Thanks Ines for your help and follow up. I’ve tried you trick of moving databases calls before loading the spacy model in the ner.make-gold
recipie. I had good hopes, but it didn’t solve the problem. I think it is because you not only have calls to the DB in that recipie, but also in subsequent ones. DB calls from that recipie are OK, but subsequent ones fails. So I think we are definitely in front of a bug with the database connection management that hangs at a certain point.

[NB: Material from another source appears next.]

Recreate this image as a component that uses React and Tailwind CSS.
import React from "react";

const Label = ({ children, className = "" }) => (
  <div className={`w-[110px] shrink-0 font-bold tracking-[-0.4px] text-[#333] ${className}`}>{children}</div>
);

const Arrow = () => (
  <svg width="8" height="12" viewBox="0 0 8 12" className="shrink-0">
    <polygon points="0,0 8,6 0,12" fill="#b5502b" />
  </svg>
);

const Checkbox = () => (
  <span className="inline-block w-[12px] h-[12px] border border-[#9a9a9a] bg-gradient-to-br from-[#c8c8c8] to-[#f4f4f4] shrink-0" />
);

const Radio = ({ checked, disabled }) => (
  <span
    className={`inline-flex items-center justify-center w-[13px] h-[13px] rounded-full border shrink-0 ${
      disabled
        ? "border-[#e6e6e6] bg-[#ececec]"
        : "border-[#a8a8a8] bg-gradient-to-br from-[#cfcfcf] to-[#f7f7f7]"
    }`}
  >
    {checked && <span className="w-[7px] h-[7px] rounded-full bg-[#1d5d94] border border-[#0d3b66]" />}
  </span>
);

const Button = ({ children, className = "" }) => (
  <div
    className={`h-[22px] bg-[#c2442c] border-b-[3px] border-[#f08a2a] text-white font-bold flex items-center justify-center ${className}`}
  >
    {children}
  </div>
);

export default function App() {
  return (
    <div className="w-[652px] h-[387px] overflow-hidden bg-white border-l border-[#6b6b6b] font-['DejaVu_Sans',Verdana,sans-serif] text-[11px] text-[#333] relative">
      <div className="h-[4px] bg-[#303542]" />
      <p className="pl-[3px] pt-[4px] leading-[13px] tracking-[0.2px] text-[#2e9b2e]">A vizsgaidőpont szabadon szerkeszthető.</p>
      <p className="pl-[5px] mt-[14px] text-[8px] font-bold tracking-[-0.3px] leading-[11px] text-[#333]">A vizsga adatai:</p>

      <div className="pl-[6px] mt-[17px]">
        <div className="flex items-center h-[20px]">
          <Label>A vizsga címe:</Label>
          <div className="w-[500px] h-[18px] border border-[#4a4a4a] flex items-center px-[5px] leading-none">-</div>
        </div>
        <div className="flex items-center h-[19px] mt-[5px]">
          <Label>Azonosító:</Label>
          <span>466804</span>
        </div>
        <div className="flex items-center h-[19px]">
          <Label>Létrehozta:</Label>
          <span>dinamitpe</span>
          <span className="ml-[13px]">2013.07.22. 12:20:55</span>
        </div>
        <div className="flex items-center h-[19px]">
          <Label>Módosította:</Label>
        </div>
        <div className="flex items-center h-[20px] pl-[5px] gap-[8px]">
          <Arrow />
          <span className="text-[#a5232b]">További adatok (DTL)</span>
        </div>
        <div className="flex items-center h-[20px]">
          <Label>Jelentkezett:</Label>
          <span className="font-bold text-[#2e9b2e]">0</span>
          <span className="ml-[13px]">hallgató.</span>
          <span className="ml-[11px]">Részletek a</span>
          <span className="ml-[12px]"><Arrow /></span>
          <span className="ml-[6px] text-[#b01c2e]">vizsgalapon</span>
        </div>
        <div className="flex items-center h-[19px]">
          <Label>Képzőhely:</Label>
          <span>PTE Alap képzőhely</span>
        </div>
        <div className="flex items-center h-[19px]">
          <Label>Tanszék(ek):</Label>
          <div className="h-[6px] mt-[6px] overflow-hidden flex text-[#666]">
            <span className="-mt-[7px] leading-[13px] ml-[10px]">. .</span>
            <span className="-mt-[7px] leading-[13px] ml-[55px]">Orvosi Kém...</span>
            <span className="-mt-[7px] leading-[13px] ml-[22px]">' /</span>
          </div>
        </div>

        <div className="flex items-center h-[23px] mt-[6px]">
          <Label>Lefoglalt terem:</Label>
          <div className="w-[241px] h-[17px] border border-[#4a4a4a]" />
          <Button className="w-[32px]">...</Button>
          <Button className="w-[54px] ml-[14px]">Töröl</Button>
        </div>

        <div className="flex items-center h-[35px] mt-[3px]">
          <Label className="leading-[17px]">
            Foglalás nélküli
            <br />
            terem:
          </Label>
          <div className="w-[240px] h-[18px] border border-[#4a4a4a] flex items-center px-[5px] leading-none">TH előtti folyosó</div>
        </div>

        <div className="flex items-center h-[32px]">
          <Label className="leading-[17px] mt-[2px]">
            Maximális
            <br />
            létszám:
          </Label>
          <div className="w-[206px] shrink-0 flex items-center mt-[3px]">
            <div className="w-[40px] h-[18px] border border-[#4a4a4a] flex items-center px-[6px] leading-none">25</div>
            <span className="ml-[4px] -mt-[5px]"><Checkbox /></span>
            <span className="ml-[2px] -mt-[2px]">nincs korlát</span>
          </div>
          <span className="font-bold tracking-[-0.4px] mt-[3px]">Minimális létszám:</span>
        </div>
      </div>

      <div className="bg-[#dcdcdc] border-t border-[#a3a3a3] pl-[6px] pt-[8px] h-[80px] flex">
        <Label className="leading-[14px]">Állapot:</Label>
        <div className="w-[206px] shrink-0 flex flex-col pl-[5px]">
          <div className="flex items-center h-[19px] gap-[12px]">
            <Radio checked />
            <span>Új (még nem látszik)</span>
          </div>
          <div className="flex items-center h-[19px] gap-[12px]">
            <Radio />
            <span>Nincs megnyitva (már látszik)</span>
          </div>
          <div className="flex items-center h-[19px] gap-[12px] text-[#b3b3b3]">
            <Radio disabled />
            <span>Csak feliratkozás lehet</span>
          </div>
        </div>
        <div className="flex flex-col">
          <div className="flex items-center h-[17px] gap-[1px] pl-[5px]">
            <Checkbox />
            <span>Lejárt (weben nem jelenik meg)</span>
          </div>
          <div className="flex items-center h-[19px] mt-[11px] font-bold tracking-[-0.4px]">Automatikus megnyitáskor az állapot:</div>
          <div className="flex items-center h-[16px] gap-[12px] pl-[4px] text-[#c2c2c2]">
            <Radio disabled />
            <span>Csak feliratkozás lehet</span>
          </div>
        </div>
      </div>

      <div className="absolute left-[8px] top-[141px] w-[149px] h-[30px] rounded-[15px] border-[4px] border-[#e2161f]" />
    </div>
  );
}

Here is the logs and stack trace of the error (with JSON results cut for confidentiality):
/www/app # python3 -m prodigy ner.make-gold en_ner_1 en_core_web_lg
22:01:44 - DB: Initialising database PostgreSQL
22:01:46 - DB: Connecting to database PostgreSQL
{'host': 'prodigy.cqu0bffnxyej.eu-west-1.rds.amazonaws.com', 'dbname': 'prodigy', 'user': 'prodigy', 'password': 'pK7XB8KsjmmL3.HyLDDt'}
22:01:46 - RECIPE: Calling recipe 'ner.make-gold'
22:01:47 - DB: Loading dataset 'en_ner_1' (17 examples)

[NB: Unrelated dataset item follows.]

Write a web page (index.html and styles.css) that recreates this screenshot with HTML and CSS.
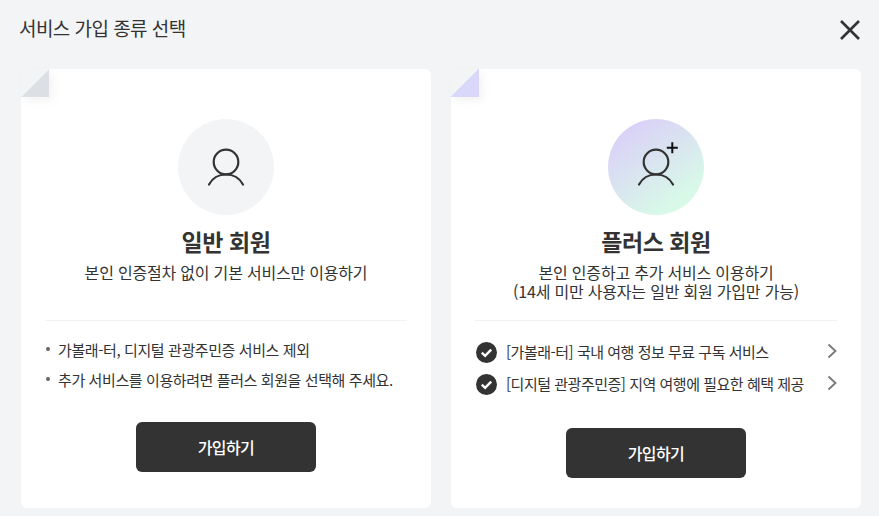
FILE: index.html
```html
<!DOCTYPE html>
<html lang="ko">
<head>
<meta charset="utf-8">
<title>서비스 가입 종류 선택</title>
<link rel="stylesheet" href="styles.css">
</head>
<body>
<div class="modal">
  <header class="head">
    <h1 class="head-title">서비스 가입 종류 선택</h1>
    <button class="close" aria-label="닫기">
      <svg width="20" height="20" viewBox="0 0 20 20"><path d="M1 1L19 19M19 1L1 19" fill="none" stroke="#333" stroke-width="2.600"/></svg>
    </button>
  </header>
  <div class="cards">
    <section class="card card-basic">
      <span class="fold"></span>
      <div class="avatar">
        <svg width="40" height="40" viewBox="0 0 40 40"><g fill="none" stroke="#333" stroke-width="2.200" stroke-linecap="round"><circle cx="20" cy="15" r="12.300"/><path d="M3 37.500C7 30 13 27.500 20 27.500S33 30 37 37.500"/></g></svg>
      </div>
      <h2 class="card-title">일반 회원</h2>
      <p class="card-desc">본인 인증절차 없이 기본 서비스만 이용하기</p>
      <ul class="notes">
        <li>가볼래-터, 디지털 관광주민증 서비스 제외</li>
        <li>추가 서비스를 이용하려면 플러스 회원을 선택해 주세요.</li>
      </ul>
      <button class="join">가입하기</button>
    </section>
    <section class="card card-plus">
      <span class="fold"></span>
      <div class="avatar">
        <svg width="40" height="40" viewBox="0 0 40 40"><g fill="none" stroke="#333" stroke-width="2.200" stroke-linecap="round"><circle cx="20" cy="15" r="12.300"/><path d="M3 37.500C7 30 13 27.500 20 27.500S33 30 37 37.500"/></g><path d="M36.300 -4.800V6.200M30.800 0.700H41.800" stroke="#111" stroke-width="2"/></svg>
      </div>
      <h2 class="card-title">플러스 회원</h2>
      <p class="card-desc">본인 인증하고 추가 서비스 이용하기<br>(14세 미만 사용자는 일반 회원 가입만 가능)</p>
      <ul class="perks">
        <li>
          <svg class="check" width="21" height="21" viewBox="0 0 21 21"><circle cx="10.500" cy="10.500" r="10.500" fill="#333"/><path d="M5.800 10.700L9.100 13.800L15.200 7.600" fill="none" stroke="#fff" stroke-width="2.400"/></svg>
          <span class="perk-text">[가볼래-터] 국내 여행 정보 무료 구독 서비스</span>
          <svg class="chev" width="10" height="16" viewBox="0 0 10 16"><path d="M1.500 1.500L8.500 8L1.500 14.500" fill="none" stroke="#777" stroke-width="1.800"/></svg>
        </li>
        <li>
          <svg class="check" width="21" height="21" viewBox="0 0 21 21"><circle cx="10.500" cy="10.500" r="10.500" fill="#333"/><path d="M5.800 10.700L9.100 13.800L15.200 7.600" fill="none" stroke="#fff" stroke-width="2.400"/></svg>
          <span class="perk-text">[디지털 관광주민증] 지역 여행에 필요한 혜택 제공</span>
          <svg class="chev" width="10" height="16" viewBox="0 0 10 16"><path d="M1.500 1.500L8.500 8L1.500 14.500" fill="none" stroke="#777" stroke-width="1.800"/></svg>
        </li>
      </ul>
      <button class="join">가입하기</button>
    </section>
  </div>
</div>
</body>
</html>
```
FILE: styles.css
```css
* { box-sizing: border-box; }
html, body { margin: 0; height: 100%; }
body {
  background: #f3f4f6;
  color: #333;
  font-family: "Noto Sans CJK KR", "Noto Sans", sans-serif;
  overflow: hidden;
}
.modal { width: 879px; height: 516px; padding: 0 18px 8px 21px; }
.head { height: 69px; display: flex; justify-content: space-between; padding-top: 14px; margin-left: -2px; }
.head-title { margin: 0; font-size: 19px; font-weight: 400; line-height: 27px; letter-spacing: -0.55px; }
.close { width: 20px; height: 20px; padding: 0; margin-top: 6px; margin-right: 1px; border: 0; background: none; }
.close svg { display: block; }
.cards { display: flex; gap: 20px; height: 439px; }
.card {
  position: relative;
  width: 410px;
  background: #fff;
  border-radius: 6px;
  padding: 50px 24px 0;
  display: flex;
  flex-direction: column;
  align-items: center;
}
.fold {
  position: absolute;
  left: 0;
  top: 0;
  width: 28px;
  height: 28px;
  background: #f3f4f6;
}
.fold::after {
  content: "";
  position: absolute;
  inset: 0;
  background: linear-gradient(135deg, #f3f4f6 50%, #dcdfe3 50%);
  box-shadow: 4px 4px 10px rgba(0, 0, 0, 0.05);
}
.card-plus .fold::after { background: linear-gradient(135deg, #f3f4f6 50%, #dad8fa 50%); }
.avatar {
  width: 96px;
  height: 96px;
  border-radius: 50%;
  background: #f3f4f6;
  display: flex;
  align-items: center;
  justify-content: center;
}
.avatar svg { overflow: visible; }
.card-plus .avatar { background: linear-gradient(145deg, #dad2f7 15%, #d8f9e8 80%); }
.card-title { margin: 9px 0 0; font-size: 23px; font-weight: 700; line-height: 34px; letter-spacing: -0.45px; color: #333; }
.card-desc {
  margin: 5px 0 0;
  width: 100%;
  height: 58px;
  font-size: 16px;
  line-height: 19px;
  text-align: center;
  letter-spacing: -0.2px;
  border-bottom: 1px solid #f1f2f4;
}
.notes {
  list-style: none;
  width: 100%;
  margin: 14px 0 0;
  padding: 0;
  font-size: 15px;
  line-height: 30px;
  letter-spacing: -0.4px;
}
.notes li { position: relative; padding-left: 13px; }
.notes li::before {
  content: "";
  position: absolute;
  left: 1px;
  top: 12px;
  width: 4px;
  height: 4px;
  border-radius: 50%;
  background: #666;
}
.notes + .join { margin-top: 27px; }
.perks {
  list-style: none;
  width: 100%;
  margin: 15px 0 0;
  padding: 0 0 0 1px;
  font-size: 15px;
  letter-spacing: -0.48px;
}
.perks li { display: flex; align-items: center; height: 32px; line-height: 20px; }
.perk-text { flex: 1; margin-left: 9px; }
.chev { margin-top: -2px; }
.join {
  margin-top: 28px;
  width: 180px;
  height: 50px;
  border: 0;
  border-radius: 6px;
  background: #333;
  color: #fff;
  font: 500 16px/22px "Noto Sans CJK KR", sans-serif;
  letter-spacing: -0.6px;
}
```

22:01:48 - RECIPE: Starting recipe ner.make-gold
{'task_hashes': {-945020926, 1397511014, ...}, 'examples': [{'text': "Sanofi devient"

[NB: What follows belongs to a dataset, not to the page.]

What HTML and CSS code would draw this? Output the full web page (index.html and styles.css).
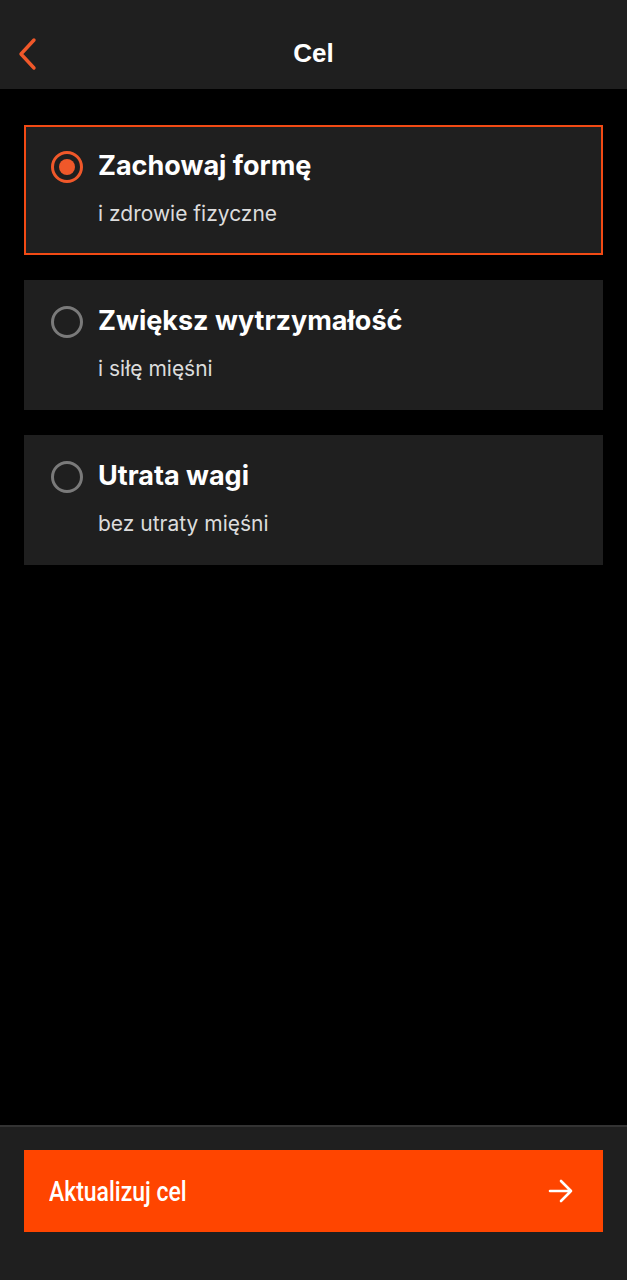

, 'label': [], 'spacy_model': 'en_core_web_lg', 'dataset': 'en_ner_1'}
22:01:55 - MODEL: Added sentence boundary detector to model pipeline
['sbd', 'tagger', 'parser', 'ner']
22:01:55 - RECIPE: Initialised EntityRecognizer with model en_core_web_lg
{'lang': 'en', 'pipeline': ['sbd', 'tagger', 'parser', 'ner'], 'accuracy': {'token_acc': 99.8890484271, 'ents_p': 85.540697997, 'ents_r': 86.1621863298, 'uas': 91.8900594047, 'tags_acc': 97.2044842264, 'ents_f': 85.8503174073, 'las': 90.0726533777}, 'name': 'core_web_lg', 'license': 'CC BY-SA 3.0', 'author': 'Explosion AI', 'url': 'https://explosion.ai', 'vectors': {'width': 300, 'vectors': 684831, 'keys': 684830}, 'sources': ['OntoNotes 5', 'Common Crawl'], 'version': '2.0.0', 'spacy_version': '>=2.0.0a18', 'parent_package': 'spacy', 'speed': {'gpu': None, 'nwords': 291344, 'cpu': 5023.1042787614}, 'email': 'contact@explosion.ai', 'description': 'English multi-task CNN trained on OntoNotes, with GloVe vectors trained on Common Crawl. Assigns word vectors, context-specific token vectors, POS tags, dependency parse and named entities.'}
22:01:55 - CONTROLLER: Initialising from recipe
{'config': {'lang': 'en', 'label': 'all', 'dataset': 'en_ner_1', 'host': '0.0.0.0', 'db': 'postgresql', 'db_settings': {'sqlite': {'name': 'prodigy.db', 'path': '/var/www/'}, 'postgresql': {'host': 'prodigy.cqu0bffnxyej.eu-west-1.rds.amazonaws.com', 'dbname': 'prodigy', 'user': 'prodigy', 'password': 'pK7XB8KsjmmL3.HyLDDt'}}}, 'dataset': 'en_ner_1', 'db': True, 'exclude': None, 'get_session_id': None, 'on_exit': None, 'on_load': None, 'progress': <prodigy.components.progress.ProgressEstimator object at 0x7fcc68085320>, 'self': <prodigy.core.Controller object at 0x7fcc68085278>, 'stream': <generator object at 0x7fcc66b00510>, 'update': None, 'view_id': 'ner'}
Traceback (most recent call last):
File "/usr/local/lib/python3.6/site-packages/peewee.py", line 3830, in execute_sql
cursor.execute(sql, params or ())
psycopg2.OperationalError: SSL SYSCALL error: EOF detected
During handling of the above exception, another exception occurred:
Traceback (most recent call last):
File "/usr/local/lib/python3.6/runpy.py", line 193, in _run_module_as_main
"__main__", mod_spec)
File "/usr/local/lib/python3.6/runpy.py", line 85, in _run_code
exec(code, run_globals)
File "/usr/local/lib/python3.6/site-packages/prodigy/__main__.py", line 248, in <module>
controller = recipe(*args, use_plac=True)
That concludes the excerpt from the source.